Please transcribe the data that follows without the pictures, keeping every word the same.
** Begin Material provided **
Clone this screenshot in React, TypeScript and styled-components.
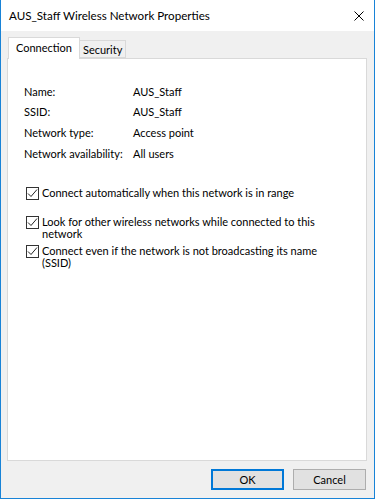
import React from 'react'
import styled, { createGlobalStyle } from "styled-components"

const GlobalStyle = createGlobalStyle`
    html, body {
        margin:0;
        padding:0;
        background:#ffffff;
    }
    body {
        font-family: Lato, "Noto Sans", "Liberation Sans", sans-serif;
        font-size:11px;
        color:#000000;
    }
`

const WWindow = styled.div`
    box-sizing:border-box;
    width:375px;
    height:499px;
    border:1px solid #1883d7;
    border-top:none;
    display:flex;
    flex-direction:column;
    background:#f0f0f0;
`

const WTitleBar = styled.div`
    height:31px;
    flex:none;
    background:#ffffff;
    display:flex;
    align-items:center;
    justify-content:space-between;
    padding-left:8px;
    padding-right:10px;
`

const WTitle = styled.span`
    font-size:11.6px;
    white-space:nowrap;
`

const WCloseButton = styled.div`
    width:10px;
    height:10px;
    display:flex;
`

const WBody = styled.div`
    flex:1;
    display:flex;
    flex-direction:column;
    padding:6px 7px 8px 6px;
    min-height:0;
`

const WTabStrip = styled.div`
    display:flex;
    align-items:flex-end;
    height:21px;
    padding-left:1px;
    position:relative;
    z-index:1;
`

const WTab = styled.div<{ $active?: boolean }>`
    box-sizing:border-box;
    height:${p => p.$active ? "22px" : "18px"};
    padding:${p => p.$active ? "0 7px 2px 7px" : "0 3px 0 3px"};
    background:${p => p.$active ? "#ffffff" : "#f0f0f0"};
    border:1px solid #d9d9d9;
    border-bottom:${p => p.$active ? "none" : "1px solid #d9d9d9"};
    margin-left:${p => p.$active ? "0" : "-1px"};
    margin-bottom:${p => p.$active ? "-1px" : "0"};
    display:flex;
    align-items:center;
    white-space:nowrap;
`

const WPanel = styled.div`
    flex:1;
    background:#ffffff;
    border:1px solid #d9d9d9;
    padding:22px 16px 0 16px;
`

const WInfoGrid = styled.div`
    display:grid;
    grid-template-columns:109px 1fr;
    grid-auto-rows:20.67px;
    align-items:center;
    white-space:nowrap;
`

const WCheckList = styled.div`
    display:grid;
    grid-auto-rows:29px;
    margin-top:23px;
    padding-left:2px;
`

const WCheckRow = styled.div`
    display:flex;
    align-items:flex-start;
    gap:3px;
`

const WCheckBox = styled.div`
    box-sizing:border-box;
    width:13px;
    height:13px;
    flex:none;
    border:1px solid #333333;
    background:#ffffff;
    display:flex;
    align-items:center;
    justify-content:center;
`

const WCheckText = styled.span`
    line-height:12px;
    white-space:nowrap;
`

const WFooter = styled.div`
    display:flex;
    justify-content:flex-end;
    gap:9px;
    padding-top:8px;
    padding-right:1px;
`

const WButton = styled.div<{ $default?: boolean }>`
    box-sizing:border-box;
    width:73px;
    height:21px;
    background:#e1e1e1;
    border:${p => p.$default ? "2px solid #0078d7" : "1px solid #adadad"};
    display:flex;
    align-items:center;
    justify-content:center;
`

const infoRows = [
    ["Name:", "AUS_Staff"],
    ["SSID:", "AUS_Staff"],
    ["Network type:", "Access point"],
    ["Network availability:", "All users"],
]

const CheckMark = () => (
    <svg width="11" height="11" viewBox="0 0 11 11">
        <polyline points="1,5.5 4,8.5 10,1.5" fill="none" stroke="#222222" strokeWidth="1" />
    </svg>
)

export default function App() {
    return (
        <>
            <GlobalStyle />
            <WWindow>
                <WTitleBar>
                    <WTitle>AUS_Staff Wireless Network Properties</WTitle>
                    <WCloseButton>
                        <svg width="10" height="10" viewBox="0 0 10 10">
                            <path d="M0.5 0.5 L9.5 9.5 M9.5 0.5 L0.5 9.5" stroke="#000000" strokeWidth="1" />
                        </svg>
                    </WCloseButton>
                </WTitleBar>
                <WBody>
                    <WTabStrip>
                        <WTab $active>Connection</WTab>
                        <WTab>Security</WTab>
                    </WTabStrip>
                    <WPanel>
                        <WInfoGrid>
                            {infoRows.map(([label, value]) => (
                                <React.Fragment key={label}>
                                    <span>{label}</span>
                                    <span>{value}</span>
                                </React.Fragment>
                            ))}
                        </WInfoGrid>
                        <WCheckList>
                            <WCheckRow>
                                <WCheckBox><CheckMark /></WCheckBox>
                                <WCheckText>Connect automatically when this network is in range</WCheckText>
                            </WCheckRow>
                            <WCheckRow>
                                <WCheckBox><CheckMark /></WCheckBox>
                                <WCheckText>Look for other wireless networks while connected to this<br />network</WCheckText>
                            </WCheckRow>
                            <WCheckRow>
                                <WCheckBox><CheckMark /></WCheckBox>
                                <WCheckText>Connect even if the network is not broadcasting its name<br />(SSID)</WCheckText>
                            </WCheckRow>
                        </WCheckList>
                    </WPanel>
                    <WFooter>
                        <WButton $default>OK</WButton>
                        <WButton>Cancel</WButton>
                    </WFooter>
                </WBody>
            </WWindow>
        </>
    )
}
** End Material provided **
• Final answer:
Clone this screenshot in React, TypeScript and styled-components.
import React from 'react'
import styled, { createGlobalStyle } from "styled-components"

const GlobalStyle = createGlobalStyle`
    html, body {
        margin:0;
        padding:0;
        background:#ffffff;
    }
    body {
        font-family: Lato, "Noto Sans", "Liberation Sans", sans-serif;
        font-size:11px;
        color:#000000;
    }
`

const WWindow = styled.div`
    box-sizing:border-box;
    width:375px;
    height:499px;
    border:1px solid #1883d7;
    border-top:none;
    display:flex;
    flex-direction:column;
    background:#f0f0f0;
`

const WTitleBar = styled.div`
    height:31px;
    flex:none;
    background:#ffffff;
    display:flex;
    align-items:center;
    justify-content:space-between;
    padding-left:8px;
    padding-right:10px;
`

const WTitle = styled.span`
    font-size:11.6px;
    white-space:nowrap;
`

const WCloseButton = styled.div`
    width:10px;
    height:10px;
    display:flex;
`

const WBody = styled.div`
    flex:1;
    display:flex;
    flex-direction:column;
    padding:6px 7px 8px 6px;
    min-height:0;
`

const WTabStrip = styled.div`
    display:flex;
    align-items:flex-end;
    height:21px;
    padding-left:1px;
    position:relative;
    z-index:1;
`

const WTab = styled.div<{ $active?: boolean }>`
    box-sizing:border-box;
    height:${p => p.$active ? "22px" : "18px"};
    padding:${p => p.$active ? "0 7px 2px 7px" : "0 3px 0 3px"};
    background:${p => p.$active ? "#ffffff" : "#f0f0f0"};
    border:1px solid #d9d9d9;
    border-bottom:${p => p.$active ? "none" : "1px solid #d9d9d9"};
    margin-left:${p => p.$active ? "0" : "-1px"};
    margin-bottom:${p => p.$active ? "-1px" : "0"};
    display:flex;
    align-items:center;
    white-space:nowrap;
`

const WPanel = styled.div`
    flex:1;
    background:#ffffff;
    border:1px solid #d9d9d9;
    padding:22px 16px 0 16px;
`

const WInfoGrid = styled.div`
    display:grid;
    grid-template-columns:109px 1fr;
    grid-auto-rows:20.67px;
    align-items:center;
    white-space:nowrap;
`

const WCheckList = styled.div`
    display:grid;
    grid-auto-rows:29px;
    margin-top:23px;
    padding-left:2px;
`

const WCheckRow = styled.div`
    display:flex;
    align-items:flex-start;
    gap:3px;
`

const WCheckBox = styled.div`
    box-sizing:border-box;
    width:13px;
    height:13px;
    flex:none;
    border:1px solid #333333;
    background:#ffffff;
    display:flex;
    align-items:center;
    justify-content:center;
`

const WCheckText = styled.span`
    line-height:12px;
    white-space:nowrap;
`

const WFooter = styled.div`
    display:flex;
    justify-content:flex-end;
    gap:9px;
    padding-top:8px;
    padding-right:1px;
`

const WButton = styled.div<{ $default?: boolean }>`
    box-sizing:border-box;
    width:73px;
    height:21px;
    background:#e1e1e1;
    border:${p => p.$default ? "2px solid #0078d7" : "1px solid #adadad"};
    display:flex;
    align-items:center;
    justify-content:center;
`

const infoRows = [
    ["Name:", "AUS_Staff"],
    ["SSID:", "AUS_Staff"],
    ["Network type:", "Access point"],
    ["Network availability:", "All users"],
]

const CheckMark = () => (
    <svg width="11" height="11" viewBox="0 0 11 11">
        <polyline points="1,5.5 4,8.5 10,1.5" fill="none" stroke="#222222" strokeWidth="1" />
    </svg>
)

export default function App() {
    return (
        <>
            <GlobalStyle />
            <WWindow>
                <WTitleBar>
                    <WTitle>AUS_Staff Wireless Network Properties</WTitle>
                    <WCloseButton>
                        <svg width="10" height="10" viewBox="0 0 10 10">
                            <path d="M0.5 0.5 L9.5 9.5 M9.5 0.5 L0.5 9.5" stroke="#000000" strokeWidth="1" />
                        </svg>
                    </WCloseButton>
                </WTitleBar>
                <WBody>
                    <WTabStrip>
                        <WTab $active>Connection</WTab>
                        <WTab>Security</WTab>
                    </WTabStrip>
                    <WPanel>
                        <WInfoGrid>
                            {infoRows.map(([label, value]) => (
                                <React.Fragment key={label}>
                                    <span>{label}</span>
                                    <span>{value}</span>
                                </React.Fragment>
                            ))}
                        </WInfoGrid>
                        <WCheckList>
                            <WCheckRow>
                                <WCheckBox><CheckMark /></WCheckBox>
                                <WCheckText>Connect automatically when this network is in range</WCheckText>
                            </WCheckRow>
                            <WCheckRow>
                                <WCheckBox><CheckMark /></WCheckBox>
                                <WCheckText>Look for other wireless networks while connected to this<br />network</WCheckText>
                            </WCheckRow>
                            <WCheckRow>
                                <WCheckBox><CheckMark /></WCheckBox>
                                <WCheckText>Connect even if the network is not broadcasting its name<br />(SSID)</WCheckText>
                            </WCheckRow>
                        </WCheckList>
                    </WPanel>
                    <WFooter>
                        <WButton $default>OK</WButton>
                        <WButton>Cancel</WButton>
                    </WFooter>
                </WBody>
            </WWindow>
        </>
    )
}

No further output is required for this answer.